** begin Task inputs **

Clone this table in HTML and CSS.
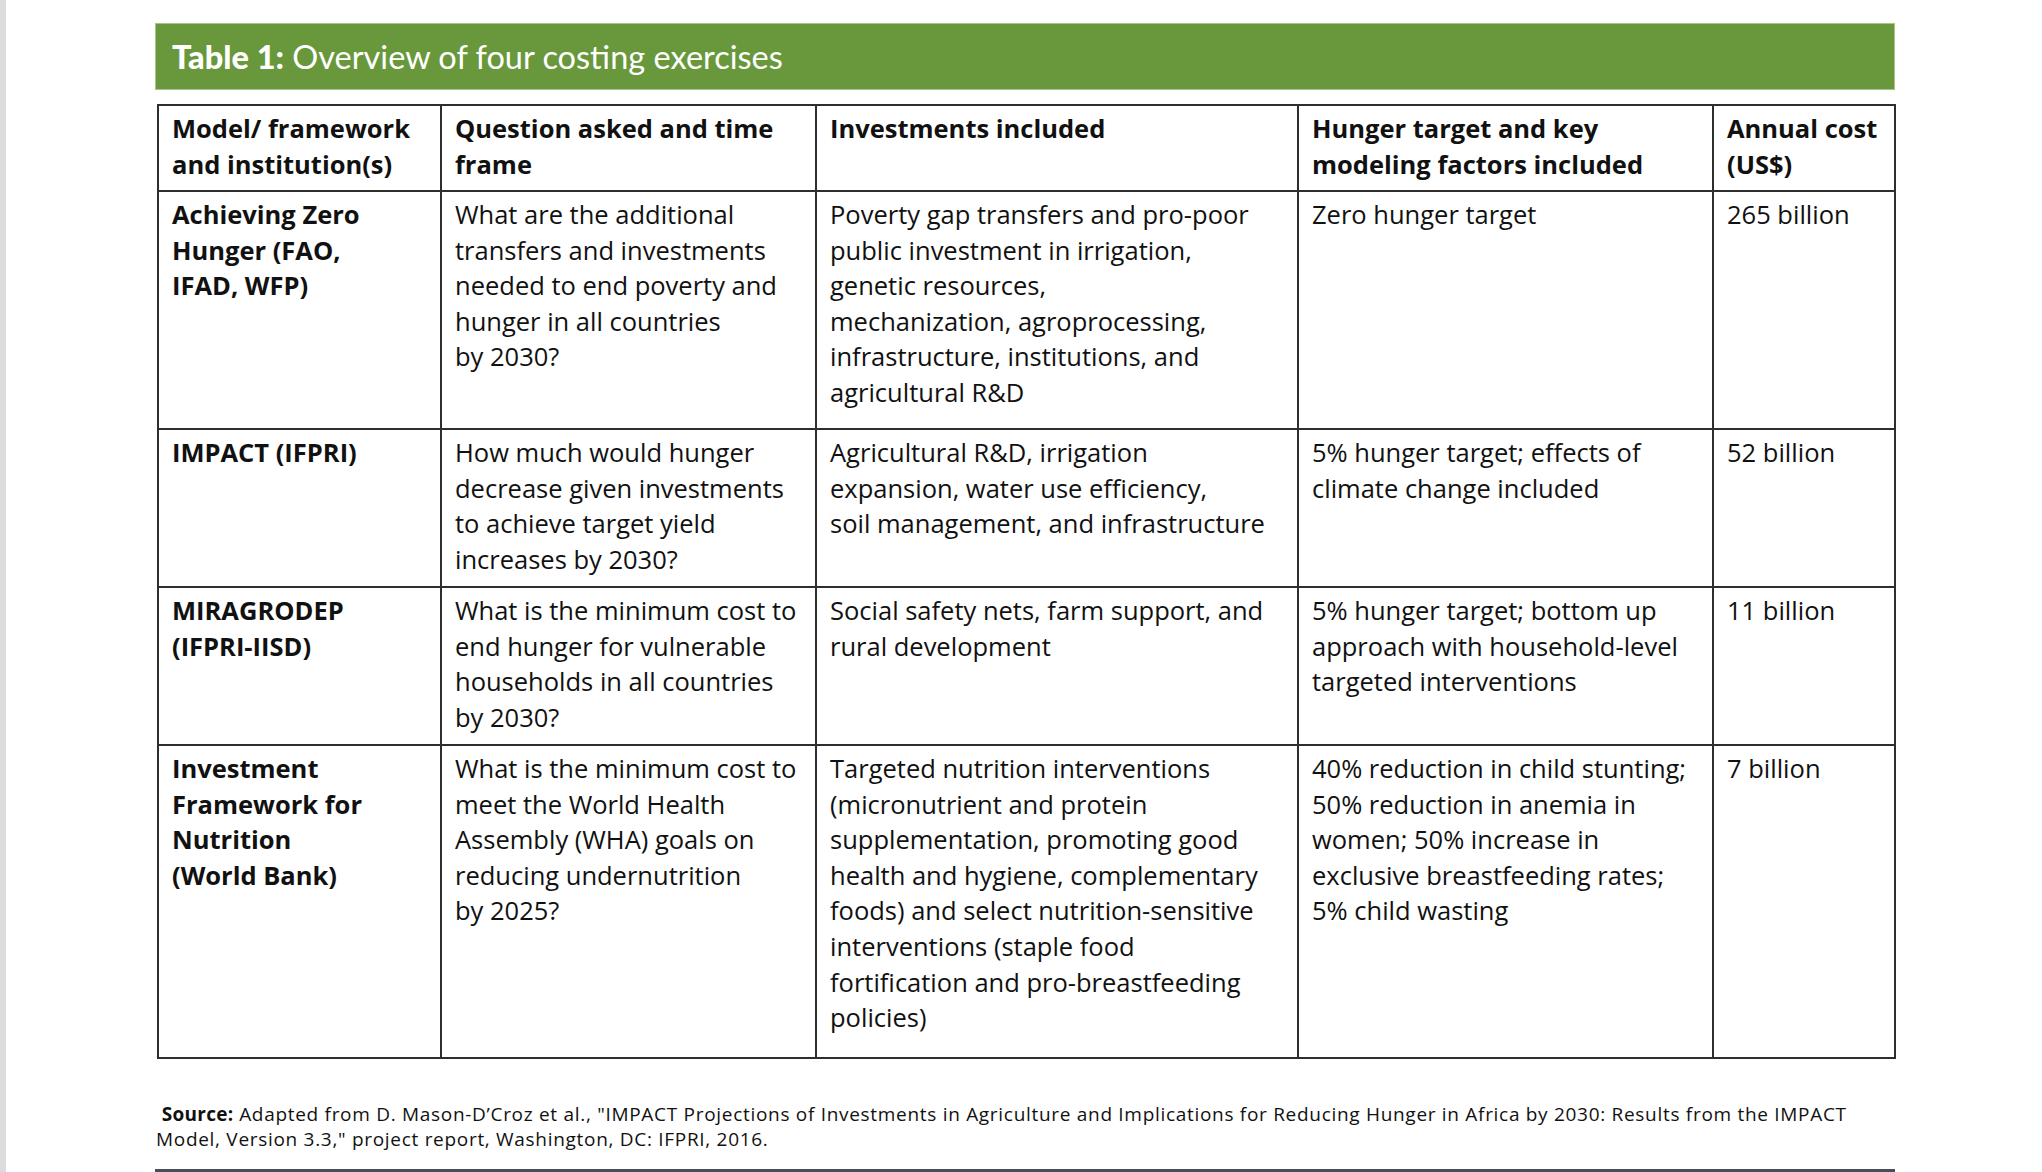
FILE: index.html
```html
<!DOCTYPE html>
<html lang="en">
<head>
<meta charset="utf-8">
<title>Table 1: Overview of four costing exercises</title>
<link rel="stylesheet" href="styles.css">
</head>
<body>
<div class="page">
  <div class="title-bar"><span class="title-label">Table 1:</span>&nbsp;Overview of four costing exercises</div>
  <table class="costs">
    <colgroup>
      <col class="c1"><col class="c2"><col class="c3"><col class="c4"><col class="c5">
    </colgroup>
    <thead>
      <tr class="row-head">
        <th>Model/ framework<br>and institution(s)</th>
        <th>Question asked and time<br>frame</th>
        <th>Investments included</th>
        <th>Hunger target and key<br>modeling factors included</th>
        <th>Annual cost<br>(US$)</th>
      </tr>
    </thead>
    <tbody>
      <tr class="row-1">
        <td class="name">Achieving Zero<br>Hunger (FAO,<br>IFAD, WFP)</td>
        <td>What are the additional<br>transfers and investments<br>needed to end poverty and<br>hunger in all countries<br>by 2030?</td>
        <td>Poverty gap transfers and pro-poor<br>public investment in irrigation,<br>genetic resources,<br>mechanization, agroprocessing,<br>infrastructure, institutions, and<br>agricultural R&amp;D</td>
        <td>Zero hunger target</td>
        <td>265 billion</td>
      </tr>
      <tr class="row-2">
        <td class="name">IMPACT (IFPRI)</td>
        <td>How much would hunger<br>decrease given investments<br>to achieve target yield<br>increases by 2030?</td>
        <td>Agricultural R&amp;D, irrigation<br>expansion, water use efficiency,<br>soil management, and infrastructure</td>
        <td>5% hunger target; effects of<br>climate change included</td>
        <td>52 billion</td>
      </tr>
      <tr class="row-3">
        <td class="name">MIRAGRODEP<br>(IFPRI-IISD)</td>
        <td>What is the minimum cost to<br>end hunger for vulnerable<br>households in all countries<br>by 2030?</td>
        <td>Social safety nets, farm support, and<br>rural development</td>
        <td>5% hunger target; bottom up<br>approach with household-level<br>targeted interventions</td>
        <td>11 billion</td>
      </tr>
      <tr class="row-4">
        <td class="name">Investment<br>Framework for<br>Nutrition<br>(World Bank)</td>
        <td>What is the minimum cost to<br>meet the World Health<br>Assembly (WHA) goals on<br>reducing undernutrition<br>by 2025?</td>
        <td>Targeted nutrition interventions<br>(micronutrient and protein<br>supplementation, promoting good<br>health and hygiene, complementary<br>foods) and select nutrition-sensitive<br>interventions (staple food<br>fortification and pro-breastfeeding<br>policies)</td>
        <td>40% reduction in child stunting;<br>50% reduction in anemia in<br>women; 50% increase in<br>exclusive breastfeeding rates;<br>5% child wasting</td>
        <td>7 billion</td>
      </tr>
    </tbody>
  </table>
  <p class="source">&nbsp;<strong>Source:</strong> Adapted from D. Mason-D’Croz et al., "IMPACT Projections of Investments in Agriculture and Implications for Reducing Hunger in Africa by 2030: Results from the IMPACT<br>Model, Version 3.3," project report, Washington, DC: IFPRI, 2016.</p>
  <div class="rule"></div>
</div>
</body>
</html>
```
FILE: styles.css
```css
html, body {
  margin: 0;
  padding: 0;
  background: #ffffff;
}

body {
  border-left: 6px solid #dcdcdf;
  min-height: 1172px;
  box-sizing: border-box;
  color: #111111;
  font-family: "Open Sans", "Liberation Sans", sans-serif;
}

.page {
  margin-left: 149px;
  width: 1740px;
  padding-top: 23px;
}

.title-bar {
  height: 67px;
  box-sizing: border-box;
  background: #68983b;
  border: 1px solid #a8c487;
  display: flex;
  align-items: center;
  padding-left: 16px;
  color: #ffffff;
  font-family: Lato, "Open Sans", sans-serif;
  font-size: 32.5px;
  white-space: nowrap;
}

.title-label {
  font-weight: 900;
}

.costs {
  margin-top: 14px;
  margin-left: 2px;
  width: 1737px;
  border-collapse: collapse;
  table-layout: fixed;
}

.c1 { width: 283px; }
.c2 { width: 375px; }
.c3 { width: 482px; }
.c4 { width: 415px; }
.c5 { width: 182px; }

.costs th,
.costs td {
  border: 2px solid #2e2e2e;
  vertical-align: top;
  text-align: left;
  padding: 5px 10px 0 13px;
  font-size: 25.5px;
  line-height: 35.6px;
  white-space: nowrap;
  color: #111111;
}

.costs th {
  font-weight: 700;
}

.costs td {
  font-weight: 400;
}

.costs td.name {
  font-weight: 700;
}

.costs tbody tr {
  border-top: 2px solid #444444;
}

.row-head { height: 86px; }
.row-1 { height: 238px; }
.row-2 { height: 158px; }
.row-3 { height: 158px; }
.row-4 { height: 313px; }

.source {
  margin: 43px 0 0 1px;
  font-size: 19px;
  line-height: 25px;
  letter-spacing: 0.7px;
  white-space: nowrap;
  color: #111111;
}

.source strong {
  font-weight: 700;
  letter-spacing: 0.3px;
}

.rule {
  margin-top: 17px;
  height: 5px;
  background: #454e5a;
}
```
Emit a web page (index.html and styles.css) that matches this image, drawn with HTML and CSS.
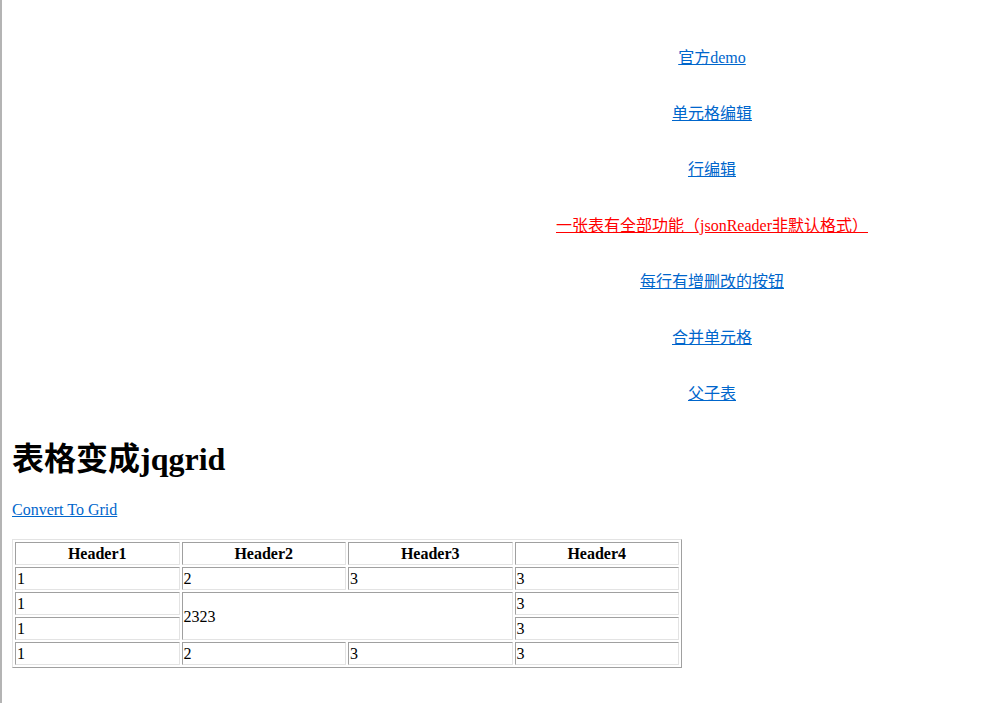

** end Task inputs **

What is needed: Quote every line of the records above exactly; no picture is to be copied.

Exercise answer:
Clone this table in HTML and CSS.
FILE: index.html
```html
<!DOCTYPE html>
<html lang="en">
<head>
<meta charset="utf-8">
<title>Table 1: Overview of four costing exercises</title>
<link rel="stylesheet" href="styles.css">
</head>
<body>
<div class="page">
  <div class="title-bar"><span class="title-label">Table 1:</span>&nbsp;Overview of four costing exercises</div>
  <table class="costs">
    <colgroup>
      <col class="c1"><col class="c2"><col class="c3"><col class="c4"><col class="c5">
    </colgroup>
    <thead>
      <tr class="row-head">
        <th>Model/ framework<br>and institution(s)</th>
        <th>Question asked and time<br>frame</th>
        <th>Investments included</th>
        <th>Hunger target and key<br>modeling factors included</th>
        <th>Annual cost<br>(US$)</th>
      </tr>
    </thead>
    <tbody>
      <tr class="row-1">
        <td class="name">Achieving Zero<br>Hunger (FAO,<br>IFAD, WFP)</td>
        <td>What are the additional<br>transfers and investments<br>needed to end poverty and<br>hunger in all countries<br>by 2030?</td>
        <td>Poverty gap transfers and pro-poor<br>public investment in irrigation,<br>genetic resources,<br>mechanization, agroprocessing,<br>infrastructure, institutions, and<br>agricultural R&amp;D</td>
        <td>Zero hunger target</td>
        <td>265 billion</td>
      </tr>
      <tr class="row-2">
        <td class="name">IMPACT (IFPRI)</td>
        <td>How much would hunger<br>decrease given investments<br>to achieve target yield<br>increases by 2030?</td>
        <td>Agricultural R&amp;D, irrigation<br>expansion, water use efficiency,<br>soil management, and infrastructure</td>
        <td>5% hunger target; effects of<br>climate change included</td>
        <td>52 billion</td>
      </tr>
      <tr class="row-3">
        <td class="name">MIRAGRODEP<br>(IFPRI-IISD)</td>
        <td>What is the minimum cost to<br>end hunger for vulnerable<br>households in all countries<br>by 2030?</td>
        <td>Social safety nets, farm support, and<br>rural development</td>
        <td>5% hunger target; bottom up<br>approach with household-level<br>targeted interventions</td>
        <td>11 billion</td>
      </tr>
      <tr class="row-4">
        <td class="name">Investment<br>Framework for<br>Nutrition<br>(World Bank)</td>
        <td>What is the minimum cost to<br>meet the World Health<br>Assembly (WHA) goals on<br>reducing undernutrition<br>by 2025?</td>
        <td>Targeted nutrition interventions<br>(micronutrient and protein<br>supplementation, promoting good<br>health and hygiene, complementary<br>foods) and select nutrition-sensitive<br>interventions (staple food<br>fortification and pro-breastfeeding<br>policies)</td>
        <td>40% reduction in child stunting;<br>50% reduction in anemia in<br>women; 50% increase in<br>exclusive breastfeeding rates;<br>5% child wasting</td>
        <td>7 billion</td>
      </tr>
    </tbody>
  </table>
  <p class="source">&nbsp;<strong>Source:</strong> Adapted from D. Mason-D’Croz et al., "IMPACT Projections of Investments in Agriculture and Implications for Reducing Hunger in Africa by 2030: Results from the IMPACT<br>Model, Version 3.3," project report, Washington, DC: IFPRI, 2016.</p>
  <div class="rule"></div>
</div>
</body>
</html>
```
FILE: styles.css
```css
html, body {
  margin: 0;
  padding: 0;
  background: #ffffff;
}

body {
  border-left: 6px solid #dcdcdf;
  min-height: 1172px;
  box-sizing: border-box;
  color: #111111;
  font-family: "Open Sans", "Liberation Sans", sans-serif;
}

.page {
  margin-left: 149px;
  width: 1740px;
  padding-top: 23px;
}

.title-bar {
  height: 67px;
  box-sizing: border-box;
  background: #68983b;
  border: 1px solid #a8c487;
  display: flex;
  align-items: center;
  padding-left: 16px;
  color: #ffffff;
  font-family: Lato, "Open Sans", sans-serif;
  font-size: 32.5px;
  white-space: nowrap;
}

.title-label {
  font-weight: 900;
}

.costs {
  margin-top: 14px;
  margin-left: 2px;
  width: 1737px;
  border-collapse: collapse;
  table-layout: fixed;
}

.c1 { width: 283px; }
.c2 { width: 375px; }
.c3 { width: 482px; }
.c4 { width: 415px; }
.c5 { width: 182px; }

.costs th,
.costs td {
  border: 2px solid #2e2e2e;
  vertical-align: top;
  text-align: left;
  padding: 5px 10px 0 13px;
  font-size: 25.5px;
  line-height: 35.6px;
  white-space: nowrap;
  color: #111111;
}

.costs th {
  font-weight: 700;
}

.costs td {
  font-weight: 400;
}

.costs td.name {
  font-weight: 700;
}

.costs tbody tr {
  border-top: 2px solid #444444;
}

.row-head { height: 86px; }
.row-1 { height: 238px; }
.row-2 { height: 158px; }
.row-3 { height: 158px; }
.row-4 { height: 313px; }

.source {
  margin: 43px 0 0 1px;
  font-size: 19px;
  line-height: 25px;
  letter-spacing: 0.7px;
  white-space: nowrap;
  color: #111111;
}

.source strong {
  font-weight: 700;
  letter-spacing: 0.3px;
}

.rule {
  margin-top: 17px;
  height: 5px;
  background: #454e5a;
}
```
Emit a web page (index.html and styles.css) that matches this image, drawn with HTML and CSS.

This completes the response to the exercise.